# Alejandro Mendez from El Salvador is the 2011 World Barista Champion



## Glenn (Jun 14, 2008)

Congratulations to Alejandro who put in a stunning performance to fend off stiff competition from 5 other top baristas to be crowned World Barista Champion of 2011

*Watch online here *

Alejandro partnered with Steve Leighton of Has Bean coffee roasters to produce the award winning roast of Ernesto Menendez's Finca La Illusion - grown on the slopes of the Sanata Ana volcano in El Salvador

Here's Steve's tasting notes from his website

http://www.hasbean.co.uk/pages/El-Salvador-La-Ilusion-COE-Number-1.html

The other finalists who represented their countries and did themselves proud are;

2. Pete Licata - USA

3. Matt Perger - Australia

4. Javier Garcia - Spain

5. Miki Suzuki - Japan (#1 female barista)

6. John Gordon - UK

John, you did us all proud tonight. The result could have gone either way. Top 6 - wow - huge respect!


----------



## Andy Blyth (Jan 1, 2011)

Wow, those guys make it look so easy....

Alejandro's signature drink looks very interesting indeed (although I'm not sure I'd want to try it).

It's funny how watching these guys at work highlights to me where I am going wrong with my espresso production. For example, their tamping looks effortless. I definitely put a lot more effort into my tamp than they do, so that gives me something to experiment with and hopefully help me to improve my technique.

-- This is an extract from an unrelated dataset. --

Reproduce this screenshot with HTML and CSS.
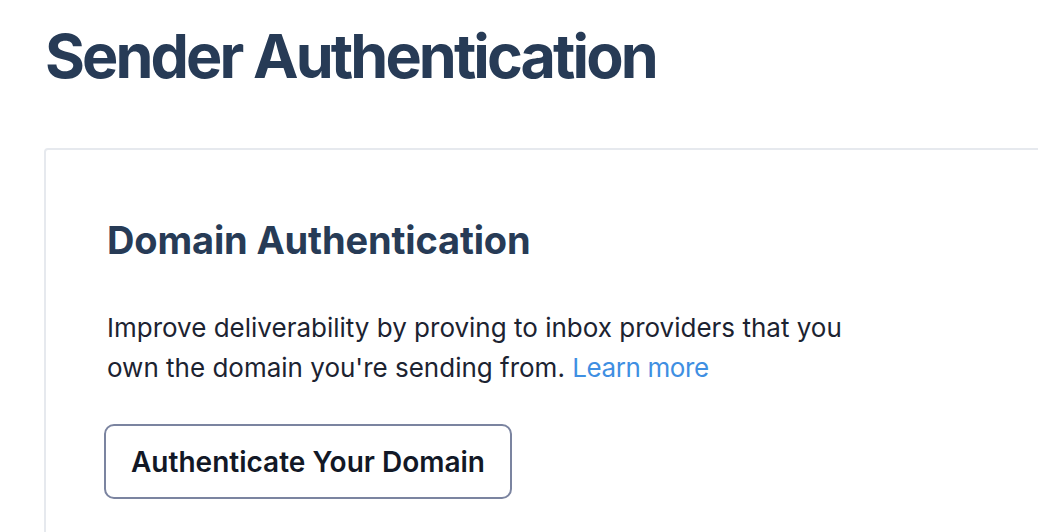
FILE: index.html
```html
<!DOCTYPE html>
<html lang="en">
<head>
<meta charset="utf-8">
<title>Sender Authentication</title>
<link rel="stylesheet" href="styles.css">
</head>
<body>
<main class="page">
  <h1 class="page-title">Sender Authentication</h1>
  <section class="card">
    <h2 class="card-title">Domain Authentication</h2>
    <p class="card-text">Improve deliverability by proving to inbox providers that you own the domain you're sending from. <a class="link" href="#">Learn more</a></p>
    <button class="btn" type="button">Authenticate Your Domain</button>
  </section>
</main>
</body>
</html>
```

FILE: styles.css
```css
html, body {
  margin: 0;
  padding: 0;
  background: #ffffff;
  overflow: hidden;
}
body {
  font-family: Inter, "Noto Sans", sans-serif;
}
.page {
  padding: 18px 0 0 44px;
  width: 1100px;
}
.page-title {
  margin: 0;
  font-size: 61px;
  line-height: 76px;
  font-weight: 700;
  color: #273b56;
  letter-spacing: -2.9px;
  padding-left: 1px;
}
.card {
  margin-top: 54px;
  border: 2px solid #e6e9ee;
  border-radius: 4px;
  padding: 66px 0 40px 61px;
}
.card-title {
  margin: 0;
  font-size: 38px;
  line-height: 48px;
  font-weight: 700;
  color: #273b56;
  letter-spacing: -0.15px;
}
.card-text {
  margin: 44px 0 0 0;
  max-width: 760px;
  font-size: 26px;
  line-height: 40px;
  color: #1c2331;
}
.link {
  color: #3f8fe2;
  text-decoration: none;
  letter-spacing: -0.4px;
}
.btn {
  margin-top: 36px;
  display: inline-block;
  font-family: Inter, "Noto Sans", sans-serif;
  font-size: 28px;
  font-weight: 600;
  color: #121826;
  background: #ffffff;
  border: 2px solid #7b84a0;
  border-radius: 10px;
  padding: 0 25px;
  height: 75px;
  margin-left: -3px;
}
```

Well done to Alejandro, and to John Gordon too. I watched his video too and he was ace.

Were you there, Glenn?


----------



## Glenn (Jun 14, 2008)

Sadly not this year Andy, although I was watching it online

I met many of the people on screen at last years WBC in London.

Alejandro and his trainer Federico were 2 of the nicest people you could meet. I first met them at their training slot at Square Mile then at the event itself, as well as over a few beers at the parties.

The quality this year looked amazing and I can't wait until 2012 where the event will be a little closer to home (Vienna) and I am planning to attend in some capacity.


----------